Dışişleri'nin tepesinde de o kadar boza pişirmiş ki; Fidan çareyi, daha "çalışmalar" bitmemiş olsa da, duyanların kulağına "çarpıcı" gelecek şekilde "Türkiye UAD'de taraf olma siyasi kararını aldı" açıklamasını yapıyor.
İşin ilginci aradan 15 gün geçti, daha ortada başvuru yok. İnsan düşünmeden edemiyor, cumhurbaşkanının siniri yatışsın diye mi yapıldı açıklama acaba.

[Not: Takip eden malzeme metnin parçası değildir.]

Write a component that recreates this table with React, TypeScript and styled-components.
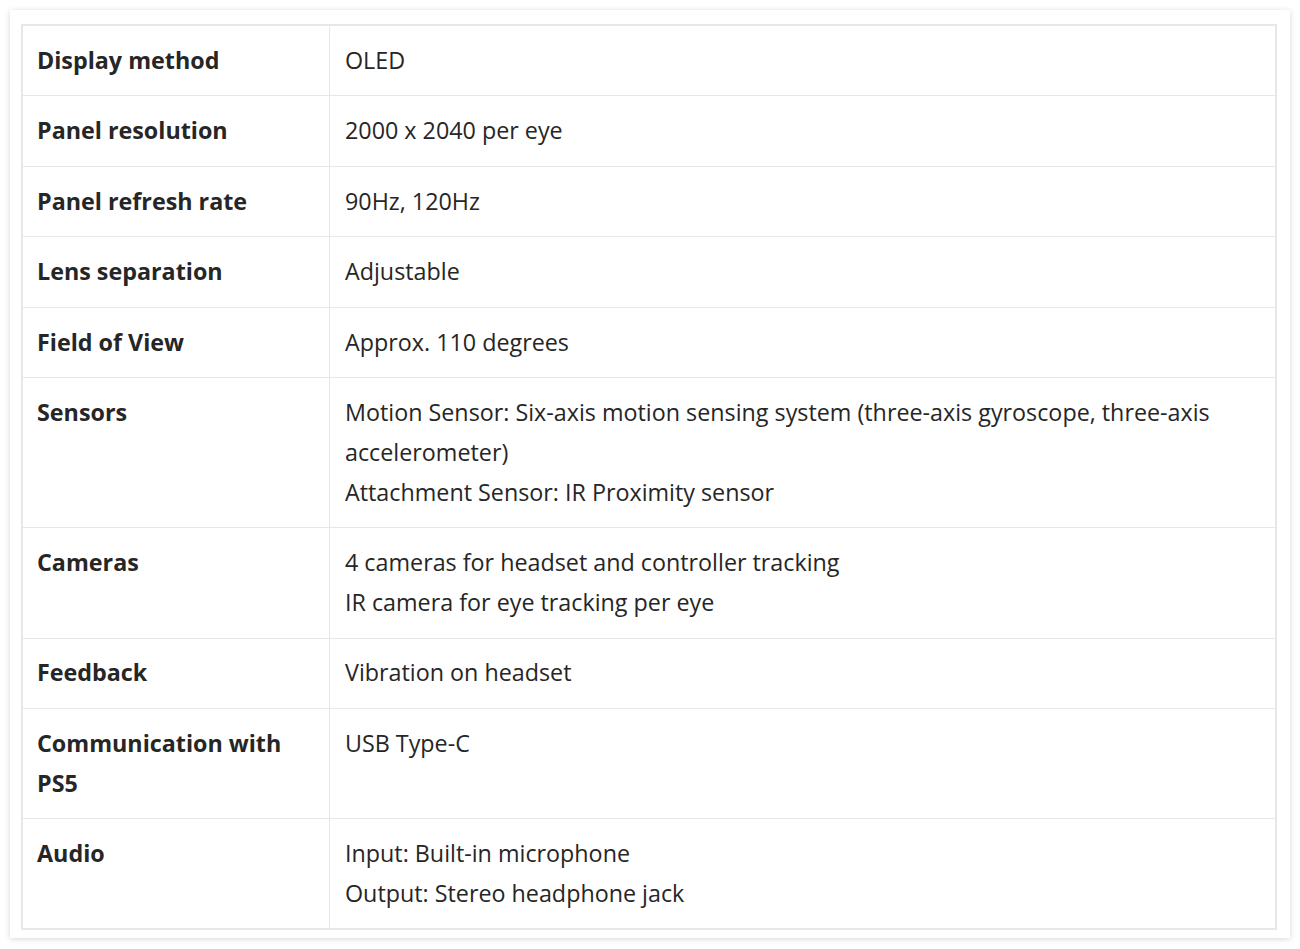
import React from "react";
import styled, { createGlobalStyle } from "styled-components";

const Global = createGlobalStyle`
  html, body { margin: 0; padding: 0; background: #ffffff; }
  body { font-family: "Open Sans", "Noto Sans", sans-serif; color: #262626; }
`;

const Page = styled.div`
  width: 1300px;
  height: 949px;
  padding: 10px;
  box-sizing: border-box;
`;

const Card = styled.div`
  width: 1280px;
  height: 928px;
  box-sizing: border-box;
  padding: 14px 13px 9px 11px;
  background: #ffffff;
  box-shadow: 0 1px 6px rgba(0, 0, 0, 0.16);
`;

const Table = styled.table`
  width: 100%;
  border-collapse: collapse;
  border: 2px solid #e6e8e8;
  font-size: 23.3px;
  line-height: 39.7px;
`;

const Row = styled.tr`
  border-bottom: 1px solid #e6e8e8;
`;

const Head = styled.th`
  width: 278px;
  text-align: left;
  vertical-align: top;
  font-weight: 700;
  padding: 14.9px 14px;
  border-right: 1px solid #e6e8e8;
  color: #262626;
`;

const Cell = styled.td`
  vertical-align: top;
  padding: 14.9px 15px;
  color: #262626;
`;

const rows: [string, string[]][] = [
  ["Display method", ["OLED"]],
  ["Panel resolution", ["2000 x 2040 per eye"]],
  ["Panel refresh rate", ["90Hz, 120Hz"]],
  ["Lens separation", ["Adjustable"]],
  ["Field of View", ["Approx. 110 degrees"]],
  [
    "Sensors",
    [
      "Motion Sensor: Six-axis motion sensing system (three-axis gyroscope, three-axis accelerometer)",
      "Attachment Sensor: IR Proximity sensor",
    ],
  ],
  [
    "Cameras",
    ["4 cameras for headset and controller tracking", "IR camera for eye tracking per eye"],
  ],
  ["Feedback", ["Vibration on headset"]],
  ["Communication with PS5", ["USB Type-C"]],
  ["Audio", ["Input: Built-in microphone", "Output: Stereo headphone jack"]],
];

export default function App() {
  return (
    <Page>
      <Global />
      <Card>
        <Table>
          <tbody>
            {rows.map(([k, v]) => (
              <Row key={k}>
                <Head>{k}</Head>
                <Cell>
                  {v.map((line, i) => (
                    <React.Fragment key={i}>
                      {i > 0 && <br />}
                      {line}
                    </React.Fragment>
                  ))}
                </Cell>
              </Row>
            ))}
          </tbody>
        </Table>
      </Card>
    </Page>
  );
}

Loğoğlu'nun "Sakıncalı işgüzarlık" başlıklı yazısını okumanızı hararetle tavsiye ederim. Loğoğlu meselenin bir de Türkiye'nin kendisinin soykırım iddialarıyla karşı karşıya olması boyutuna da değinmiş.

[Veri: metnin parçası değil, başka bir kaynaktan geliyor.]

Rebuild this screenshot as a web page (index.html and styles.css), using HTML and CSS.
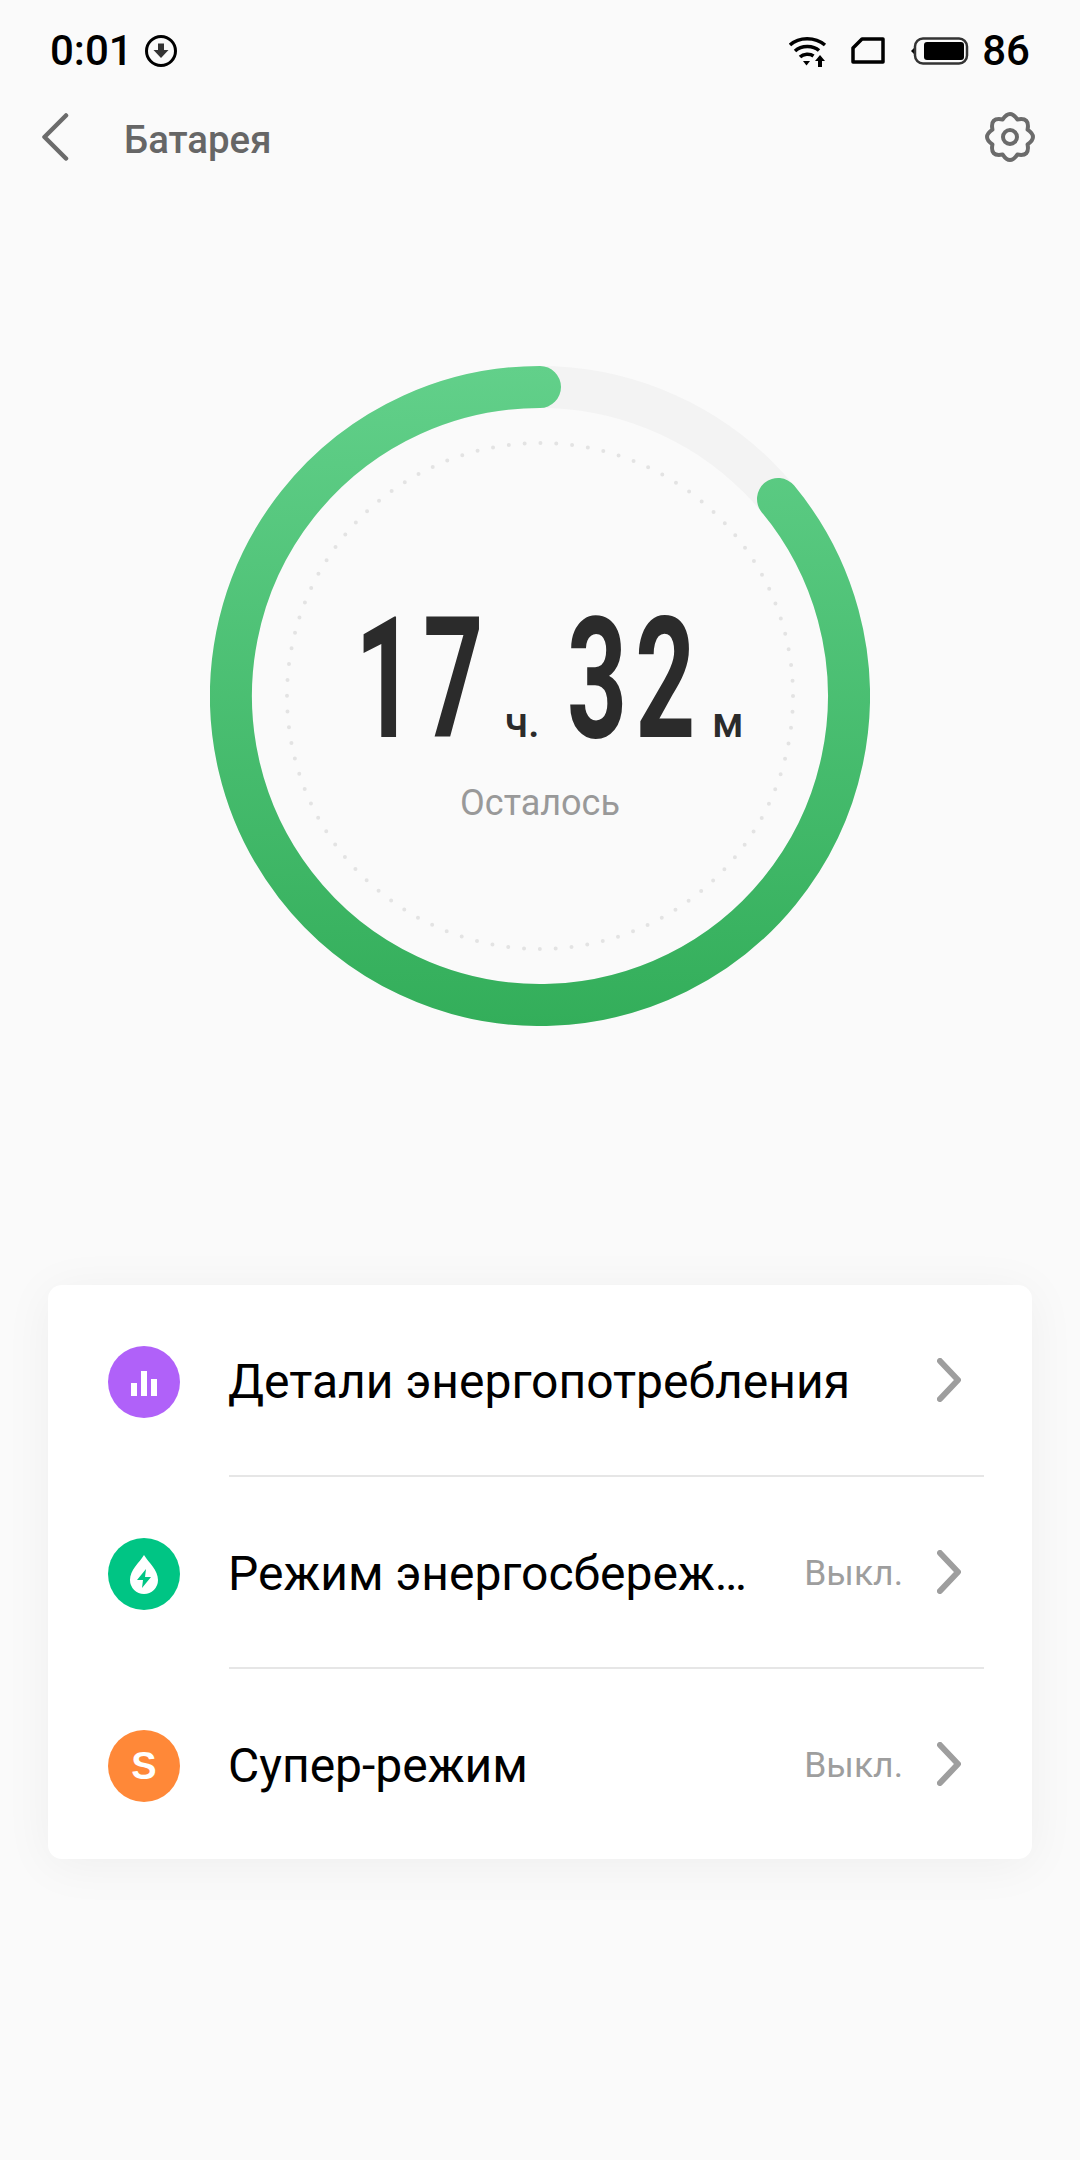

Ben bir de Türkiye'nin "adalet" denince genel imajına vurgu yapmak istiyorum.
Fidan'ın açıklamasını yaptığı gün demokratik ülkelerde sorunsuz geçen 1 Mayıs kutlamaları, İstanbul'da devletin bir kez daha ceberrutluğunu göstermesine vesile oldu.

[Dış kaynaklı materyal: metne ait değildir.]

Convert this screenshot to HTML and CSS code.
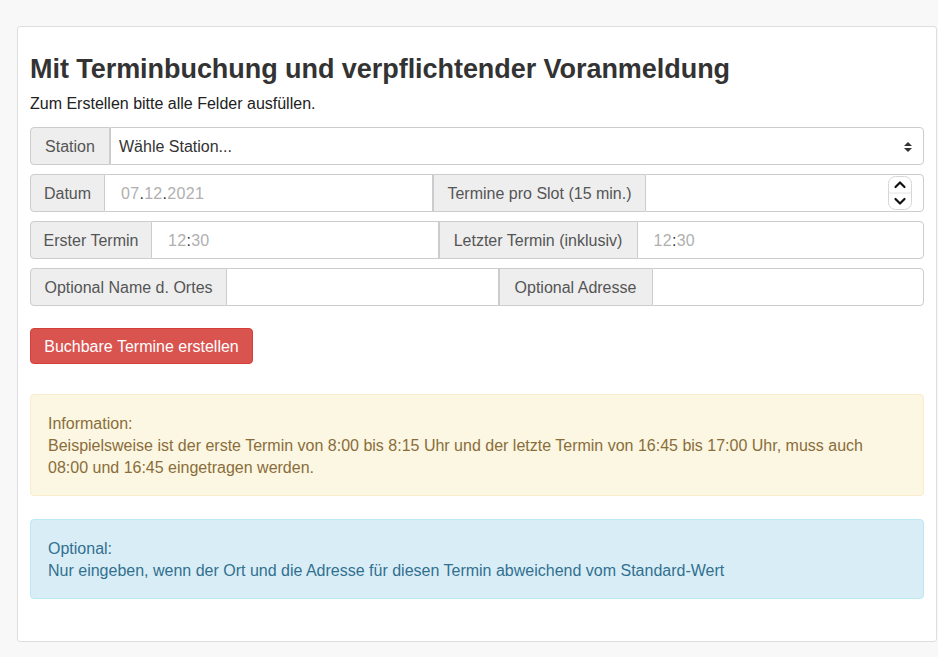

Osman Kavala ve Selahattin Demirtaş'ın mahpusluğu ile simgeleşmiş Türk adalet/yargı sistemindeki çarpıklıklar yerli yabancı hemen herkesin malumu.
Türkiye, UAD'nin yargı yetkisini tanımıyor. Taraf olduğu Avrupa İnsan Hakları Mahkemesi'nin kararlarını uygulamıyor. Onu bir tarafa bırakın kendi Anayasa Mahkemesi'nin kararlarına uymuyor. Böyle bir sicille Filistin adına açılan davaya müdahil olmak Filistin davasına "moral üstünlük" açısından zarar verir.
Güney Afrika bu işe ne diyor?
Açıkcası Güney Afrika'nın da yanında Türkiye'yi görmeye ne kadar istekli olduğuna dair ciddi kuşkularım var.
Gerek Türkiye'nin insan hakları sicili nedeniyle (Atatürk ödülünün reddedilişini hatırlayalım) gerekse genel anlamda Afrika'daki siyaseti açısından Güney Afrika'yla ilişkilerimizin çok parlak olduğunu söylemek zor. Türkiye'nin "taraf olacağız ama daha hazır değiliz" şeklindeki gayri ciddi kararından ne kadar mutlular bilemiyorum.
"Grandioz" açıklamalarla, bir şeyler yapıyor görünmek Türkiye'nin uluslararası itibarının, ciddiyetinin yerlerde sürünmesine neden oluyor. İnceldiği yerden kopsun diyen Hamas için fark etmez de, kendileri üzerinden hamaset yapılmasına Filistinlier de elbet bozuluyordur.